Garage-door openers are too low-powered to have any effect on military
communications. It is unknown how many garage doors are close enough to
one of the 125 bases to be affected, and Pentagon officials refused to
list which bases would receive the new radios. A spokesman said large
bases are among those receiving them.
The interference was first discovered in recent months in two areas
where the new radios were tested: Mechanicsburg, Pennsylvania, and Eglin
Air Force Base, Florida.
In Florida, 127 people living within seven miles of Eglin complained of
interference, officials said. In Pennsylvania, where a few bases started
using the radios, more than 100 people contacted the local congressman,
Republican Rep. Todd Platts, about the problem, an aide said.
Mechanicsburg resident Clifford Jones couldn't open his door at first.
Now he can -- by walking to within a few feet of it with the remote.

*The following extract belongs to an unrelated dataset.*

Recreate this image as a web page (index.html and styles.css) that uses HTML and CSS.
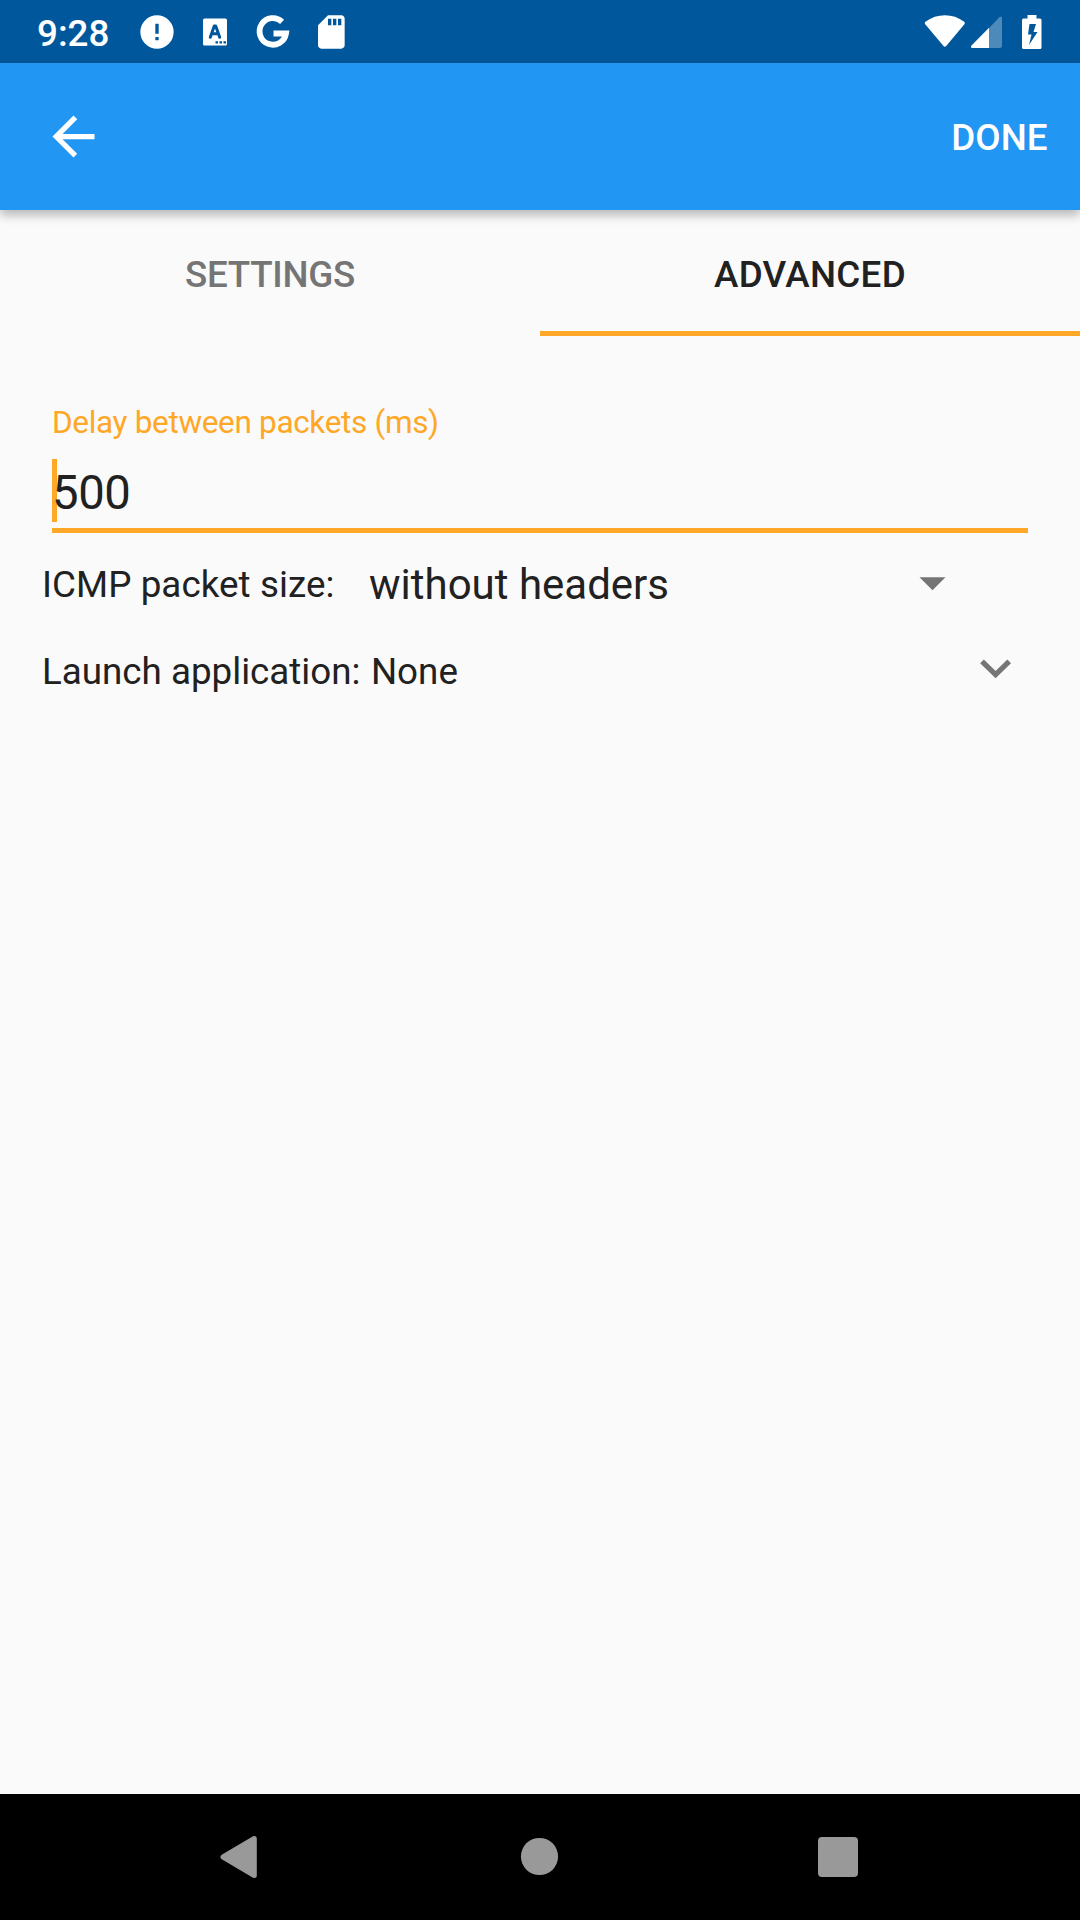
FILE: index.html
```html
<!DOCTYPE html>
<html lang="en">
<head>
<meta charset="utf-8">
<title>Advanced settings</title>
<link rel="stylesheet" href="styles.css">
</head>
<body>
<div class="screen">
  <div class="status">
    <span class="clock">9:28</span>
    <div class="notifications">
      <svg width="40" height="40" viewBox="0 0 24 24"><path fill="#fff" d="M12 2a10 10 0 1 0 0 20 10 10 0 0 0 0-20zm1 15h-2v-2h2v2zm0-4h-2V7h2v6z"/></svg>
      <svg width="40" height="40" viewBox="0 0 40 40"><rect x="8" y="6.500" width="24" height="27" rx="1.500" fill="#fff"/><path d="M15.300 25.300 19.300 14h1.400l4 11.300M16.800 21.800h6.500" fill="none" stroke="#01579b" stroke-width="3" stroke-linecap="round" stroke-linejoin="round"/><path d="M20.500 29.300h2.500v2.200h-2.500zM24.500 29.300H27v2.200h-2.500zM28.500 29.300H31v2.200h-2.500z" fill="#01579b"/></svg>
      <svg width="40" height="40" viewBox="0 0 40 40"><path d="M29.100 9.800A13.300 13.300 0 1 0 33 21.500H20.500" fill="none" stroke="#fff" stroke-width="5.800"/></svg>
      <svg width="40" height="40" viewBox="0 0 24 24"><path fill="#fff" d="M18.200 2h-8L4.220 8 4.200 20c0 1.100.9 2 2 2h12c1.100 0 2-.9 2-2V4c0-1.100-.9-2-2-2zm-6 6h-2V4h2v4zm3 0h-2V4h2v4zm3 0h-2V4h2v4z"/></svg>
    </div>
    <div class="system">
      <svg width="42" height="34" viewBox="0 0 42 34"><path d="M1.200 9.300Q-.1 8 1.400 6.800C13-1.800 29-1.800 40.200 6.800q1.400 1.200.2 2.500L22.200 31q-1.400 1.400-2.700 0z" fill="#fff"/></svg>
      <svg width="34" height="34" viewBox="0 0 34 34"><path d="M19 13 29.500 2.200Q32 .5 32 3.300V31q0 2-2 2H19z" fill="#fff" fill-opacity=".3"/><path d="M19 12.800V33H2.500Q0 32.500 1.500 30.500z" fill="#fff"/></svg>
      <svg class="battery" width="20" height="34" viewBox="0 0 20 34"><path fill="#fff" fill-rule="evenodd" d="M5.500 0h9v3.500H18q1.500 0 1.500 1.500v27.500Q19.500 34 18 34H1.500Q0 34 0 32.500V5q0-1.500 1.500-1.500h4zM7.500 9 6 19.500h3.500L7 30l8.500-13h-4L14 9z"/></svg>
    </div>
  </div>
  <header class="appbar">
    <svg width="63" height="63" viewBox="0 0 24 24"><path fill="#fff" d="M20 11H7.830l5.590-5.590L12 4l-8 8 8 8 1.410-1.410L7.830 13H20v-2z"/></svg>
    <span class="done">DONE</span>
  </header>
  <nav class="tabs">
    <div class="tab">SETTINGS</div>
    <div class="tab active">ADVANCED</div>
  </nav>
  <main class="form">
    <div class="field">
      <div class="label">Delay between packets (ms)</div>
      <div class="input"><span class="caret"></span><span class="value">500</span></div>
    </div>
    <div class="row packet">
      <span class="caption">ICMP packet size:</span>
      <span class="choice">without headers</span>
      <svg width="26" height="14" viewBox="0 0 26 14"><path d="M-.5.300h26l-13 13z" fill="#757575"/></svg>
    </div>
    <div class="row launch">
      <span>Launch application:</span>
      <span class="app">None</span>
      <svg width="32" height="20" viewBox="0 0 32 20"><path d="M2 2.300 15.600 15.700 29.200 2.300" fill="none" stroke="#757575" stroke-width="5.200"/></svg>
    </div>
  </main>
  <footer class="navbar">
    <svg width="38" height="44" viewBox="0 0 38 44"><path d="M3 22 34.300 3.500v37z" fill="#999" stroke="#999" stroke-width="5" stroke-linejoin="round"/></svg>
    <svg width="38" height="38" viewBox="0 0 38 38"><circle cx="20.500" cy="18.500" r="18.600" fill="#999"/></svg>
    <svg width="40" height="40" viewBox="0 0 40 40"><rect width="40" height="40" rx="4" fill="#999"/></svg>
  </footer>
</div>
</body>
</html>
```
FILE: styles.css
```css
* { box-sizing: border-box; }
body { margin: 0; font-family: Roboto, sans-serif; font-size: 36.75px; line-height: 44px; color: #212121; }
svg { display: block; flex: none; overflow: visible; }
.screen { display: flex; flex-direction: column; width: 1080px; height: 1920px; background: #fafafa; overflow: hidden; }

.status { display: flex; align-items: center; height: 63px; padding: 0 38px 0 37px; background: #01579b; color: #fff; }
.clock { width: 100px; padding-top: 4px; font-weight: 500; }
.notifications { display: flex; gap: 18px; }
.system { display: flex; margin-left: auto; }
.system svg + svg { margin-left: 4px; }
.system .battery { margin-left: 18px; }

.appbar { display: flex; align-items: center; justify-content: space-between; height: 147px; padding: 0 32.500px 0 42px; background: #2196f3; color: #fff; font-weight: 500; box-shadow: 0 5px 10px rgba(0, 0, 0, .28); }
.done { padding-top: 2px; }

.tabs { display: flex; height: 126px; font-weight: 500; }
.tab { flex: 1; padding-top: 43px; text-align: center; color: #757575; letter-spacing: -.25px; border-bottom: 5px solid transparent; }
.tab.active { color: #212121; letter-spacing: .3px; border-color: #ffa726; }

.form { flex: 1; padding-top: 68px; }
.field { width: 976px; margin-left: 52px; }
.label { height: 37px; font-size: 31.5px; line-height: 38px; letter-spacing: -.33px; color: #ffa726; }
.input { display: flex; height: 92px; padding-top: 18px; border-bottom: 5px solid #ffa726; font-size: 47.25px; line-height: 69px; letter-spacing: -.4px; }
.caret { width: 5px; height: 63px; margin-right: -5px; background: #ffa726; }
.value { position: relative; }

.row { display: flex; align-items: center; }
.packet { height: 87px; padding: 16px 134px 0 42px; }
.packet svg { margin-bottom: 2px; }
.caption { width: 327px; letter-spacing: .07px; }
.choice { flex: 1; font-size: 42px; }
.launch { height: 87px; padding: 16px 68px 0 42px; }
.launch svg { margin-bottom: 6px; }
.app { flex: 1; margin-left: 10.500px; }

.navbar { display: flex; align-items: center; justify-content: space-between; height: 126px; padding: 0 222px 0 220px; background: #000; }
```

"It's an inconvenience. It's not a crisis," said Jones, who is an
advocate for keeping the state's military bases open. The conflict
arises from a radio spectrum increasingly congested by military and
commercial users flooding the airwaves with communications, data and
signals.
The new radios are part of an $800 million project to use the military's
allotted airwaves more efficiently amid ever-growing needs, which now
include vast transmissions of computer data, defense officials said.
"We're so dependent on communications and networking devices, and we're
going to become more and more dependent," the Pentagon's Wells said. All
bases are getting new radios, with 125 receiving those that function at
the frequency of garage-door openers. The radios are used for routine
and emergency communications and training purposes.

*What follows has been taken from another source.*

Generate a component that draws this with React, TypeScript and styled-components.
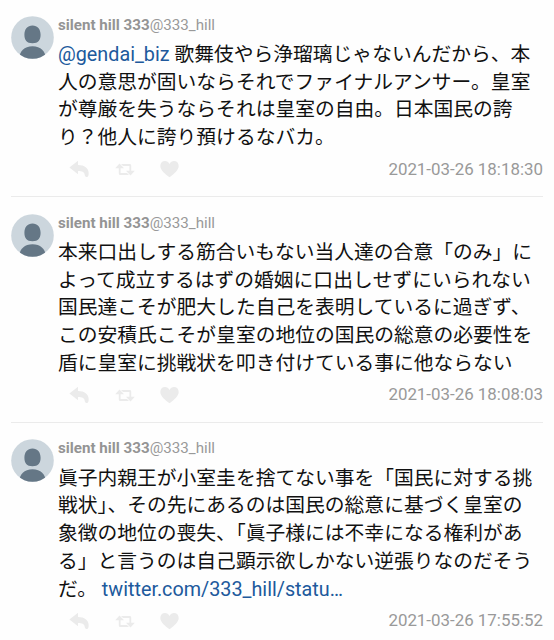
import React from "react";
import styled, { createGlobalStyle } from "styled-components";

const GlobalStyle = createGlobalStyle`
  body {
    margin: 0;
    background: #fefefe;
    font-family: Roboto, "Noto Sans CJK JP", sans-serif;
    overflow: hidden;
  }
`;

const Feed = styled.main`
  display: flex;
  flex-direction: column;
  height: 640px;
  overflow: hidden;
  padding: 0 11px;
  box-sizing: border-box;
`;

const Tweet = styled.article`
  display: grid;
  grid-template-columns: 43px 1fr;
  column-gap: 4px;
  flex: none;
  padding: 15.7px 0 14.4px;
  border-bottom: 1px solid #ebebeb;

  & + & {
    padding-top: 16.7px;
  }
`;

const Avatar = styled.svg`
  display: block;
  width: 43px;
  height: 43px;
`;

const Content = styled.div`
  min-width: 0;
`;

const Author = styled.header`
  height: 25.2px;
  line-height: 19px;
  font-size: 15.15px;
  color: #999;
  white-space: nowrap;
`;

const Name = styled.strong`
  font-weight: 700;
  color: #949494;
`;

const Body = styled.p`
  margin: 0;
  font-size: 19.77px;
  line-height: 27.75px;
  color: #111;
`;

const Line = styled.span`
  display: block;
  height: 27.75px;
  white-space: nowrap;
`;

const Link = styled.a`
  color: #20599c;
`;

const Footer = styled.footer`
  display: flex;
  align-items: center;
  justify-content: space-between;
  height: 29.7px;
  padding-left: 11px;
`;

const Actions = styled.div`
  display: flex;
  gap: 25.5px;
  padding-top: 5px;
`;

const Icon = styled.svg`
  display: block;
  width: 20px;
  height: 18px;
  fill: #ebebeb;
`;

const Time = styled.time`
  padding-top: 4px;
  font-size: 16.9px;
  line-height: 20px;
  color: #999;
  white-space: nowrap;
`;

type TweetData = { time: string; lines: React.ReactNode[] };

const tweets: TweetData[] = [
  {
    time: "2021-03-26 18:18:30",
    lines: [
      <><Link>@gendai_biz</Link> 歌舞伎やら浄瑠璃じゃないんだから、本</>,
      "人の意思が固いならそれでファイナルアンサー。皇室",
      "が尊厳を失うならそれは皇室の自由。日本国民の誇",
      "り？他人に誇り預けるなバカ。",
    ],
  },
  {
    time: "2021-03-26 18:08:03",
    lines: [
      "本来口出しする筋合いもない当人達の合意「のみ」に",
      "よって成立するはずの婚姻に口出しせずにいられない",
      "国民達こそが肥大した自己を表明しているに過ぎず、",
      "この安積氏こそが皇室の地位の国民の総意の必要性を",
      "盾に皇室に挑戦状を叩き付けている事に他ならない",
    ],
  },
  {
    time: "2021-03-26 17:55:52",
    lines: [
      "眞子内親王が小室圭を捨てない事を「国民に対する挑",
      "戦状」、その先にあるのは国民の総意に基づく皇室の",
      "象徴の地位の喪失、「眞子様には不幸になる権利があ",
      "る」と言うのは自己顕示欲しかない逆張りなのだそう",
      <>だ。 <Link>twitter.com/333_hill/statu…</Link></>,
    ],
  },
];

function TweetItem({ time, lines }: TweetData) {
  return (
    <Tweet>
      <Avatar viewBox="0 0 43 43">
        <defs>
          <clipPath id="avatar-circle">
            <circle cx="21.5" cy="21.5" r="21.3" />
          </clipPath>
        </defs>
        <g clipPath="url(#avatar-circle)">
          <rect width="43" height="43" fill="#ccd6dd" />
          <path
            d="M21.5 9.5c5 0 8.100 3.600 8.100 9.200 0 5.300-2.300 8.500-8.100 8.500s-8.100-3.200-8.100-8.500c0-5.600 3.100-9.200 8.100-9.200z"
            fill="#657786"
          />
          <path d="M8 43c.5-8 5.200-12.800 13.500-12.800S34.500 35 35 43z" fill="#657786" />
        </g>
      </Avatar>
      <Content>
        <Author>
          <Name>silent hill 333</Name>@333_hill
        </Author>
        <Body>
          {lines.map((line, i) => (
            <Line key={i}>{line}</Line>
          ))}
        </Body>
        <Footer>
          <Actions>
            <Icon viewBox="0 0 20 18">
              <path d="M0.400 7.500 9 .8v4.200c6.500 0 10.700 3.200 10.700 8.200 0 1.500-.4 3.800-1.700 3.800-1.200 0-2-.6-2.200-1.800-.3-2.800-2.300-4.100-6.800-4.100V14.300z" />
            </Icon>
            <Icon viewBox="0 0 20 18">
              <path d="M4.500 3.600 9 8.200H5.600v4.800h6.400l2 2H5.300c-.9 0-1.500-.6-1.500-1.500V8.200H.2zM15.500 15.400 11 10.800h3.400V6H8L6 4h8.700c.9 0 1.500.6 1.500 1.500v5.300h3.600z" />
            </Icon>
            <Icon viewBox="0 0 20 18">
              <path d="M9.500 17.200C5 13.600.3 10.300.3 5.900.3 3 2.300 1 5 1c2 0 3.600 1.100 4.500 2.900C10.400 2.100 12 1 14 1c2.700 0 4.700 2 4.700 4.900 0 4.400-4.700 7.700-9.200 11.300z" />
            </Icon>
          </Actions>
          <Time>{time}</Time>
        </Footer>
      </Content>
    </Tweet>
  );
}

export default function App() {
  return (
    <>
      <GlobalStyle />
      <Feed>
        {tweets.map((tweet) => (
          <TweetItem key={tweet.time} {...tweet} />
        ))}
      </Feed>
    </>
  );
}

The radios are coming online in at least two more places: Fort Hamilton
in New York City and Walter Reed Army Medical Center in Washington. The
Defense and Commerce departments, the Federal Communications Commission
and industry are starting discussions. Base commanders will be
instructed to inform nearby communities the interference is coming.
Karasek said a solution may be for the military to program its radios to
skip the garage-door opener frequency. Manufacturers may also have to
start building garage-door openers that work on a different frequency,
or are less susceptible to interference.